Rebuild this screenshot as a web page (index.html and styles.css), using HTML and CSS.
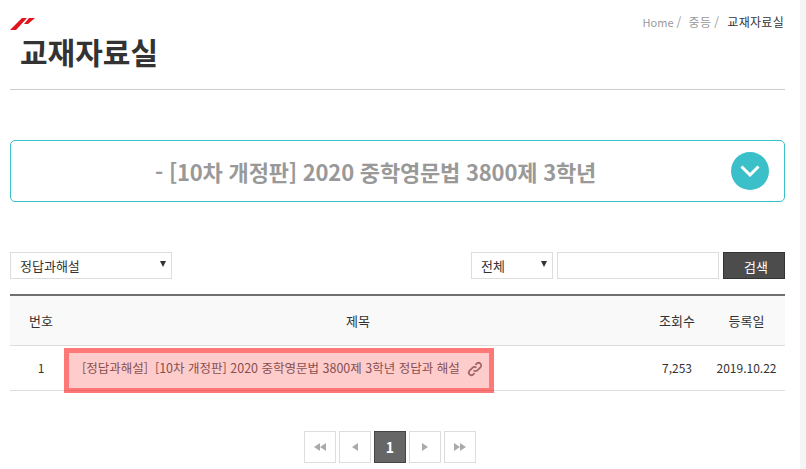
FILE: index.html
```html
<!DOCTYPE html>
<html lang="ko">
<head>
    <meta charset="UTF-8">
    <meta name="viewport" content="width=device-width, initial-scale=1.0">
    <title>교재자료실</title>
    <link rel="stylesheet" href="styles.css">
</head>
<body>
    <div class="page">
        <div class="content">
            <header class="page-head">
                <div class="head-left">
                    <svg class="logo" width="26" height="13" viewBox="0 0 26 13">
                        <polygon points="0,12 6,12 17,0 12,0" fill="#e1141e"/>
                        <polygon points="14,6 18,6 25,0 19,0" fill="#e1141e"/>
                    </svg>
                    <h1>교재자료실</h1>
                </div>
                <div class="breadcrumb">
                    <span class="home">Home</span><i>/</i><span>중등</span><i>/</i><span class="current">교재자료실</span>
                </div>
            </header>

            <div class="book-select">
                <p class="book-title">- [10차 개정판] 2020 중학영문법 3800제 3학년</p>
                <span class="round-btn">
                    <svg width="20" height="12" viewBox="0 0 20 12">
                        <polyline points="1.5,1.5 10,10 18.5,1.5" fill="none" stroke="#fff" stroke-width="3"/>
                    </svg>
                </span>
            </div>

            <div class="filter-row">
                <div class="select select-cat"><span>정답과해설</span><b class="arrow"></b></div>
                <form class="search">
                    <div class="select select-type"><span>전체</span><b class="arrow"></b></div>
                    <input type="text" class="search-input">
                    <button type="button" class="search-btn">검색</button>
                </form>
            </div>

            <div class="board">
                <table>
                    <thead>
                        <tr>
                            <th class="col-no">번호</th>
                            <th>제목</th>
                            <th class="col-hit">조회수</th>
                            <th class="col-date">등록일</th>
                        </tr>
                    </thead>
                    <tbody>
                        <tr>
                            <td>1</td>
                            <td class="subject">
                                <span>[정답과해설]&nbsp; [10차 개정판] 2020 중학영문법 3800제 3학년 정답과 해설</span>
                                <svg class="link-icon" width="16" height="16" viewBox="0 0 16 16" fill="none" stroke="#8a7f80" stroke-width="1.8">
                                    <path d="M6.6 9.4a2.6 2.6 0 0 0 3.7 0l3.1-3.1a2.6 2.6 0 0 0-3.7-3.7L8.4 3.9"/>
                                    <path d="M9.4 6.6a2.6 2.6 0 0 0-3.7 0L2.6 9.7a2.6 2.6 0 0 0 3.7 3.7l1.3-1.3"/>
                                </svg>
                            </td>
                            <td>7,253</td>
                            <td>2019.10.22</td>
                        </tr>
                    </tbody>
                </table>
                <div class="highlight"></div>
            </div>

            <nav class="pager">
                <a href="#"><b class="tri left"></b><b class="tri left"></b></a>
                <a href="#"><b class="tri left"></b></a>
                <a href="#" class="on">1</a>
                <a href="#"><b class="tri right"></b></a>
                <a href="#"><b class="tri right"></b><b class="tri right"></b></a>
            </nav>
        </div>
        <div class="track"></div>
    </div>
</body>
</html>
```

FILE: styles.css
```css
* {
    box-sizing: border-box;
}
html, body {
    margin: 0;
    height: 100%;
    overflow: hidden;
}
body {
    font-family: "Noto Sans CJK KR", "Noto Sans", sans-serif;
    font-size: 12px;
    color: #333;
    background-color: #fff;
}
.page {
    display: flex;
    height: 469px;
}
.content {
    width: 775px;
    margin: 0 15px 0 10px;
}
.track {
    width: 6px;
    background-color: #f5f5f5;
}

/* head */
.page-head {
    display: flex;
    justify-content: space-between;
    height: 90px;
    border-bottom: 1px solid #ccc;
}
.logo {
    display: block;
    margin-top: 18px;
}
h1 {
    margin: -2px 0 0 10px;
    font-size: 30px;
    line-height: 44px;
    font-weight: 700;
    color: #333;
}
.breadcrumb {
    display: flex;
    gap: 3px;
    padding-top: 14px;
    padding-right: 1px;
    font-size: 12px;
    letter-spacing: 0.3px;
    line-height: 16px;
    color: #999;
}
.breadcrumb .home {
    font-size: 11px;
    letter-spacing: 0;
}
.breadcrumb i {
    font-style: normal;
    margin-right: 4px;
}
.breadcrumb .current {
    color: #333;
    margin-left: 1px;
}

/* book dropdown */
.book-select {
    display: flex;
    align-items: center;
    justify-content: space-between;
    height: 62px;
    margin-top: 50px;
    padding: 0 15px 0 144px;
    border: 1px solid #3bbfc8;
    border-radius: 5px;
}
.book-title {
    margin: 0;
    font-size: 22px;
    letter-spacing: -0.2px;
    font-weight: 700;
    color: #999;
}
.round-btn {
    display: flex;
    align-items: center;
    justify-content: center;
    width: 38px;
    height: 38px;
    border-radius: 50%;
    background-color: #3bbfc8;
}

/* filter */
.filter-row {
    display: flex;
    justify-content: space-between;
    height: 27px;
    margin-top: 50px;
}
.search {
    display: flex;
    gap: 4px;
    margin: 0;
}
.select {
    display: flex;
    justify-content: space-between;
    height: 27px;
    padding: 4px 5px 0 9px;
    border: 1px solid #ddd;
    font-size: 13px;
    line-height: 18px;
    color: #333;
}
.select-cat {
    width: 162px;
}
.select-type {
    width: 82px;
}
.arrow {
    width: 0;
    height: 0;
    margin-top: 4px;
    border-left: 3.5px solid transparent;
    border-right: 3.5px solid transparent;
    border-top: 6px solid #333;
}
.search-input {
    width: 162px;
    height: 27px;
    border: 1px solid #ddd;
    background-color: #fff;
}
.search-btn {
    width: 62px;
    height: 27px;
    padding: 2px 0 0 4px;
    border: 1px solid #333;
    background-color: #4c4c4c;
    color: #fff;
    font-family: inherit;
    font-size: 13px;
}

/* board */
.board {
    position: relative;
    margin-top: 15px;
    border-top: 2px solid #707070;
}
table {
    width: 100%;
    border-collapse: collapse;
    table-layout: fixed;
}
th {
    height: 49px;
    background-color: #f9f9f9;
    border-bottom: 1px solid #ddd;
    font-size: 13px;
    font-weight: 400;
    color: #333;
}
td {
    height: 45px;
    border-bottom: 1px solid #ddd;
    text-align: center;
    font-size: 12px;
    color: #333;
}
.col-no {
    width: 62px;
}
.col-hit {
    width: 66px;
}
.col-date {
    width: 75px;
    padding-right: 3px;
}
td:last-child {
    padding-right: 3px;
}
td.subject {
    padding-left: 10px;
    text-align: left;
    white-space: nowrap;
    font-size: 12.5px;
    color: #666;
}
.link-icon {
    margin-left: 4px;
    vertical-align: -4px;
}
.highlight {
    position: absolute;
    left: 54px;
    top: 52px;
    width: 430px;
    height: 45px;
    border: 5px solid rgba(255, 0, 0, 0.53);
    background-color: rgba(255, 0, 0, 0.2);
    background-clip: padding-box;
}

/* paging */
.pager {
    display: flex;
    justify-content: center;
    gap: 3px;
    margin-top: 40px;
    padding-right: 15px;
}
.pager a {
    display: flex;
    align-items: center;
    justify-content: center;
    width: 32px;
    height: 32px;
    border: 1px solid #ddd;
    text-decoration: none;
}
.pager .on {
    background-color: #666;
    border-color: #444;
    color: #fff;
    font-size: 14px;
    font-weight: 700;
}
.tri {
    width: 0;
    height: 0;
    border-top: 4px solid transparent;
    border-bottom: 4px solid transparent;
}
.tri.left {
    border-right: 6px solid #aaa;
}
.tri.right {
    border-left: 6px solid #aaa;
}
```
◆ ◆ ◆ ◆
Set problem:
Return a copy of every line that includes the word "styles".

Output of the task:
Rebuild this screenshot as a web page (index.html and styles.css), using HTML and CSS.
    <link rel="stylesheet" href="styles.css">
FILE: styles.css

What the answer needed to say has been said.